We have the Holy Spirit to direct us in God’s will for us. The Holy Spirit dwells in us, continually, and is our guide. This is described in 1 John 2:27:
But as for you, Christ has poured out his Spirit on you. As long as his Spirit remains in you, you do not need anyone to teach you. For his Spirit teaches you about everything, and what he teaches is true, not false.
Remember, people who do not have God’s Spirit in them cannot interpret the spiritual truths of the Bible. But neither can we unless we ask the Holy Spirit to help us. He doesn’t force the truth on us. We must pray for understanding as King David did, repeatedly.

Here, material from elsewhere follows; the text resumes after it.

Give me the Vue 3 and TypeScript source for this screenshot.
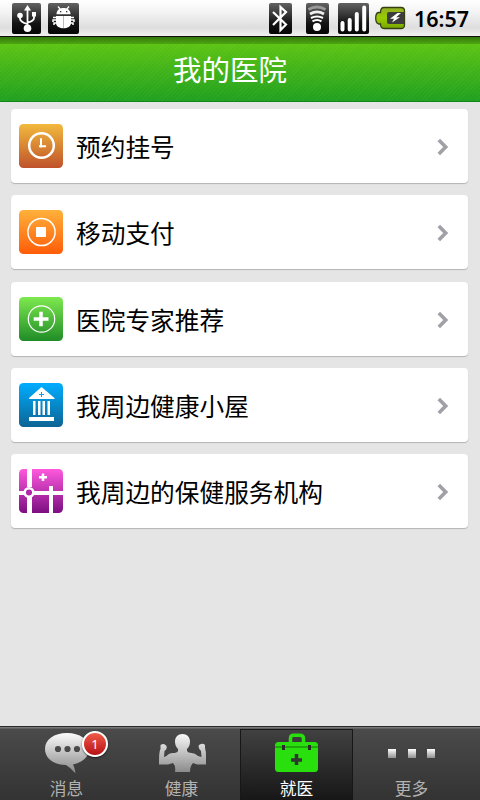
<script setup lang="ts">
interface MenuItem {
  id: string
  label: string
  from: string
  to: string
}

interface Tab {
  id: string
  label: string
  active?: boolean
  badge?: number
}

const items: MenuItem[] = [
  { id: 'clock', label: '预约挂号', from: '#f2b93d', to: '#bf522b' },
  { id: 'pay', label: '移动支付', from: '#ffb13b', to: '#ff5c08' },
  { id: 'expert', label: '医院专家推荐', from: '#7ee94f', to: '#1f8c27' },
  { id: 'house', label: '我周边健康小屋', from: '#00adff', to: '#0d6494' },
  { id: 'map', label: '我周边的保健服务机构', from: '#ff59de', to: '#7c0e82' },
]

const tabs: Tab[] = [
  { id: 'message', label: '消息', badge: 1 },
  { id: 'health', label: '健康' },
  { id: 'doctor', label: '就医', active: true },
  { id: 'more', label: '更多' },
]
</script>

<template>
  <div class="screen">
    <header class="status">
      <svg class="usb" width="29" height="31" viewBox="12 3 29 31">
        <rect x="12" y="3" width="29" height="31" rx="2" fill="url(#tile)" />
        <defs>
          <linearGradient id="tile" x1="0" y1="0" x2="0" y2="1">
            <stop offset="0" stop-color="#626262" />
            <stop offset=".35" stop-color="#393939" />
            <stop offset=".65" stop-color="#141414" />
            <stop offset="1" stop-color="#050505" />
          </linearGradient>
        </defs>
        <path d="M27.500 9V26M20 17V18.500Q20 22 27.500 24M34 15V18Q34 21 27.500 22.500" fill="none" stroke="#fff" stroke-width="1.800" />
        <path d="M27.500 5L31 10.500H24Z" fill="#fff" />
        <circle cx="20" cy="15.500" r="2.800" fill="#fff" />
        <rect x="32" y="12" width="4" height="4.500" fill="#fff" />
        <circle cx="27.500" cy="28.200" r="3.800" fill="#fff" />
      </svg>
      <svg class="debug" width="31" height="31" viewBox="48 3 31 31">
        <rect x="48" y="3" width="31" height="31" rx="2" fill="url(#tile)" />
        <path d="M56.500 14.300C56.500 10 59.500 8 63.500 8S70.500 10 70.500 14.300Z" fill="#fff" />
        <path d="M58 6.500L60.500 9.500M69 6.500L66.500 9.500" stroke="#fff" stroke-width="1.300" />
        <path d="M56 16H71V23C71 30 56 30 56 23Z" fill="#fff" />
        <path d="M56 17.500H53M56 20H53V22M56 23H54V25M71 17.500H74M71 20H74V22M71 23H73V25" fill="none" stroke="#fff" stroke-width="1.500" />
        <path d="M63.500 16V28" stroke="#bbb" stroke-width="1" />
        <rect x="60" y="11" width="1.300" height="1.300" fill="#333" />
        <rect x="66" y="11" width="1.300" height="1.300" fill="#333" />
      </svg>
      <svg class="bluetooth" width="23" height="31" viewBox="269 3 23 31">
        <rect x="269" y="3" width="23" height="31" rx="2" fill="url(#tile)" />
        <path d="M273 12L286 24.500L280.500 30V7L286 12L273 25" fill="none" stroke="#fff" stroke-width="2.200" />
      </svg>
      <svg class="wifi" width="23" height="31" viewBox="306 3 23 31">
        <rect x="306" y="3" width="23" height="31" rx="2" fill="url(#tile)" />
        <path d="M308.500 9.500Q317 4.500 325.500 9.500" fill="none" stroke="#999" stroke-width="3" />
        <path d="M310 14Q317 9.800 324 14" fill="none" stroke="#eee" stroke-width="2.700" />
        <path d="M311 18Q317 14.800 323 18M312.500 21.300Q317 18.600 321.500 21.300" fill="none" stroke="#fff" stroke-width="2" />
        <circle cx="317" cy="27" r="4" fill="#fff" />
      </svg>
      <svg class="signal" width="31" height="31" viewBox="338 3 31 31">
        <rect x="338" y="3" width="31" height="31" rx="2" fill="url(#tile)" />
        <path d="M342.500 23V29.500M349.700 20V29.500M356.800 14V29.500M364.200 7.500V29.500" stroke="#fff" stroke-width="4" stroke-linecap="round" />
      </svg>
      <svg class="battery" width="31" height="24" viewBox="375 6 31 24">
        <defs>
          <linearGradient id="cell" x1="0" y1="0" x2="0" y2="1">
            <stop offset="0" stop-color="#93ae27" />
            <stop offset=".5" stop-color="#99cc00" />
            <stop offset="1" stop-color="#77a500" />
          </linearGradient>
        </defs>
        <path d="M384 7.500H401Q404.500 7.500 404.500 11V25Q404.500 28.500 401 28.500H384Q380.500 28.500 380.500 24H378.500Q375.700 23 375.700 18T378.500 12.500H380.500Q380.500 7.500 384 7.500Z" fill="url(#cell)" stroke="#344014" stroke-width="1.300" />
        <path d="M389 12H404V24H389Q387 24 387 22V14Q387 12 389 12Z" fill="#3d3d3d" />
        <path d="M397.500 13L390 18.700H394L392 22.500L400 17.300H396.200L401 13Z" fill="#fff" />
      </svg>
      <time>16:57</time>
    </header>

    <div class="titlebar"><h1>我的医院</h1></div>

    <main class="list">
      <a v-for="item in items" :key="item.id" class="card">
        <svg class="icon" viewBox="0 0 44 44">
          <defs>
            <linearGradient :id="`bg-${item.id}`" x1="0" y1="0" x2="0" y2="1">
              <stop offset="0" :stop-color="item.from" />
              <stop offset="1" :stop-color="item.to" />
            </linearGradient>
          </defs>
          <rect width="44" height="44" rx="4.500" :fill="`url(#bg-${item.id})`" />
          <g v-if="item.id === 'clock'" fill="none" stroke="#fff">
            <circle cx="22.500" cy="21.500" r="12.300" stroke-width="2.500" />
            <path d="M22 14.200V23.500M20 22.300H27" stroke-width="2" />
          </g>
          <g v-else-if="item.id === 'pay'">
            <circle cx="22.500" cy="22" r="13.600" fill="none" stroke="#fff" stroke-width="1.500" />
            <rect x="17" y="17" width="10" height="10" fill="#fff" />
          </g>
          <g v-else-if="item.id === 'expert'" fill="none" stroke="#fff">
            <circle cx="22.500" cy="22" r="13.200" stroke-width="1.200" />
            <path d="M22 14.700V29.300M14.700 22H29.500" stroke-width="3.500" />
          </g>
          <g v-else-if="item.id === 'house'" fill="#fff">
            <path d="M22.500 4L35.500 15V16H10V15Z" />
            <path d="M14 18h2.500v14h-2.500zM19 18h2.500v14h-2.500zM23.500 18h2.500v14h-2.500zM28.500 18h2.500v14h-2.500zM10 34h25v4h-25z" />
            <path d="M22.500 9V14M20 11.500H25" stroke="#08a0e6" stroke-width="1" />
          </g>
          <g v-else fill="none" stroke="#fff">
            <path d="M10.500 0V18M10.500 28V44" stroke-width="5" />
            <path d="M0 24H5M14 24H44M32 17V44" stroke-width="4" />
            <circle cx="10" cy="23.500" r="4.300" stroke-width="2.500" fill="#b027aa" />
            <path d="M24 4.500V12M20 8.300H28" stroke-width="2.500" />
          </g>
        </svg>
        <span class="label">{{ item.label }}</span>
        <svg class="chevron" viewBox="0 0 12 18">
          <path d="M1.800 2L8.700 9L1.800 16" fill="none" stroke="#a0a0a6" stroke-width="3.600" />
        </svg>
      </a>
    </main>

    <nav class="tabs">
      <a v-for="tab in tabs" :key="tab.id" class="tab" :class="{ active: tab.active }">
        <svg class="glyph" width="72" height="44" viewBox="0 0 72 44">
          <defs>
            <linearGradient id="silver" gradientUnits="userSpaceOnUse" x1="0" y1="4" x2="0" y2="43">
              <stop offset="0" stop-color="#fbfbfb" />
              <stop offset="1" stop-color="#8b8b8b" />
            </linearGradient>
            <linearGradient id="square" x1="0" y1="0" x2="0" y2="1">
              <stop offset="0" stop-color="#fff" />
              <stop offset="1" stop-color="#909090" />
            </linearGradient>
          </defs>
          <g v-if="tab.id === 'message'">
            <path d="M36 4C23 4 14 10.500 14 20S23 36 35 36Q40 39 44.500 44.500Q44 39 42 35.500C51 33.500 58 28 58 20C58 10.500 49 4 36 4Z" fill="url(#silver)" />
            <g fill="#4a4a4a"><circle cx="27" cy="20" r="3.100" /><circle cx="36.500" cy="20" r="3.100" /><circle cx="46" cy="20" r="3.100" /></g>
          </g>
          <path v-else-if="tab.id === 'health'" d="M36.500 5C32 5 29 8 29 12.500C29 16 30 18 32 20V22Q31 24 27 24Q23 24 20.500 27L18 28L18.500 22Q21.500 20 20.500 17Q18 13.500 14.500 16V20Q12.800 23 13 35.500H22L27 34Q30 37 29 43H44Q44 37 47 34L51 35.500H60V27Q60 22 59 19V16Q57 13.500 53 16Q51.500 18.500 55 22L55.500 28L52 27Q49 24 45.500 24Q42 24 41 22V20Q44 17 44 12.500C44 8 41 5 36.500 5Z" fill="url(#silver)" />
          <g v-else-if="tab.id === 'doctor'">
            <path d="M29.500 13V9.500Q29.500 6.300 32.500 6.300H38.500Q42.500 6.300 42.500 9.500V13" fill="none" stroke="#29df0d" stroke-width="3.500" />
            <rect x="14" y="13" width="43" height="30" rx="3.500" fill="#29df0d" />
            <path d="M14 18H57" stroke="#176f0c" />
            <path d="M22.500 16V21M48.500 16V21" stroke="#292d29" stroke-width="3" />
            <path d="M35.500 25V36M30 31H41" stroke="#303630" stroke-width="3.500" />
          </g>
          <g v-else fill="url(#square)">
            <rect x="12" y="20" width="8" height="9" /><rect x="32" y="20" width="8" height="9" /><rect x="51" y="20" width="8" height="9" />
          </g>
        </svg>
        <span v-if="tab.badge" class="badge">{{ tab.badge }}</span>
        <span class="name">{{ tab.label }}</span>
      </a>
    </nav>
  </div>
</template>

<style>
body {
  margin: 0;
}
</style>

<style scoped>
.screen {
  display: flex;
  flex-direction: column;
  width: 480px;
  height: 800px;
  overflow: hidden;
  background: #e5e5e5;
  font-family: "Noto Sans CJK SC", sans-serif;
}
.status {
  display: flex;
  flex: none;
  box-sizing: border-box;
  height: 37px;
  padding: 3px 0 0 12px;
  border-bottom: 1px solid #101010;
  background: linear-gradient(#fff 0, #f3f3f3 35%, #dedede 76%, #f0f0f0 100%);
}
.status svg {
  flex: none;
}
.debug {
  margin-left: 7px;
}
.bluetooth {
  margin-left: 190px;
}
.wifi {
  margin-left: 14px;
}
.signal {
  margin-left: 9px;
}
.battery {
  margin: 3px 0 0 6px;
}
time {
  margin-left: 8px;
  color: #000;
  font: 600 21.500px/32px "Noto Sans", sans-serif;
}
.titlebar {
  display: flex;
  flex: none;
  justify-content: center;
  box-sizing: border-box;
  height: 65px;
  border-bottom: 1px solid #16841c;
  background:
    linear-gradient(rgba(0, 40, 0, .5), rgba(0, 40, 0, .2) 7px, transparent 7px),
    repeating-linear-gradient(135deg, rgba(255, 255, 255, .035) 0 1px, transparent 1px 3px),
    linear-gradient(#64c812, #20a01f);
}
h1 {
  margin: 0 20px 0 0;
  color: #fff;
  font-size: 28.500px;
  font-weight: 400;
  line-height: 64px;
}
.list {
  display: flex;
  flex: 1;
  flex-direction: column;
  gap: 12.250px;
  padding: 7px 12px 0 11px;
}
.card {
  display: flex;
  align-items: center;
  box-sizing: border-box;
  height: 74px;
  padding: 0 19px 0 8px;
  border-radius: 4px;
  background: #fff;
  box-shadow: 0 1px 1px #b3b3b3;
}
.icon {
  flex: none;
  width: 44px;
  height: 44px;
}
.label {
  flex: 1;
  margin-left: 13px;
  color: #000;
  font-size: 24.700px;
  line-height: 36px;
  white-space: nowrap;
}
.chevron {
  flex: none;
  width: 12px;
  height: 18px;
  margin-top: 2px;
}
.tabs {
  display: flex;
  flex: none;
  gap: 2px;
  box-sizing: border-box;
  height: 74px;
  padding: 2px 10px 0;
  border-top: 1px solid #292929;
  background: linear-gradient(#777 0, #777 1px, #4a4a4a 2px, #333 100%);
}
.tab {
  position: relative;
  display: flex;
  flex: none;
  flex-direction: column;
  align-items: center;
  box-sizing: border-box;
  width: 113px;
  height: 71px;
  color: #b2b2b2;
}
.tab.active {
  border: 1px solid #171717;
  background: linear-gradient(#414141, #171717);
  color: #fff;
}
.glyph {
  flex: none;
}
.active .glyph {
  margin-top: -1px;
}
.name {
  margin-top: 2px;
  font-size: 16.700px;
  line-height: 26px;
}
.badge {
  position: absolute;
  top: 2px;
  left: 72px;
  box-sizing: border-box;
  width: 26px;
  height: 26px;
  border: 2px solid #fff;
  border-radius: 50%;
  background: linear-gradient(#ef5b49, #b81014);
  box-shadow: 0 1px 2px rgba(0, 0, 0, .6);
  color: #fff;
  font: 13px/22px "Noto Sans", sans-serif;
  text-align: center;
}
</style>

Open my eyes, so that I may see the wonderful truths in your law. I am here on earth for just a little while; do not hide your commands from me. My heart aches with longing; I want to know your judgments at all times (Psalm 119:18-19).
Effective Bible study depends on prayer. Prayer indicates our humility, sincerity, and dependence in our relationship to God. Prayer shows us our need for help and guidance. Prayer helps us pay attention to our study and respond to Bible lessons. Prayer opens our minds so that we are ready to receive truth:
So then, have your minds ready for action. Keep alert and set your hope completely on the blessing which will be given you when Jesus Christ is revealed (1 Peter 1:13).
Once again we refer to what 2 Timothy 3:16-17 says:
All Scripture is inspired by God and is useful for teaching the truth, rebuking error, correcting faults, and giving instruction for right living, so that the person who serves God may be fully qualified and equipped to do every kind of good deed.
This passage shows us why we must study God’s Word.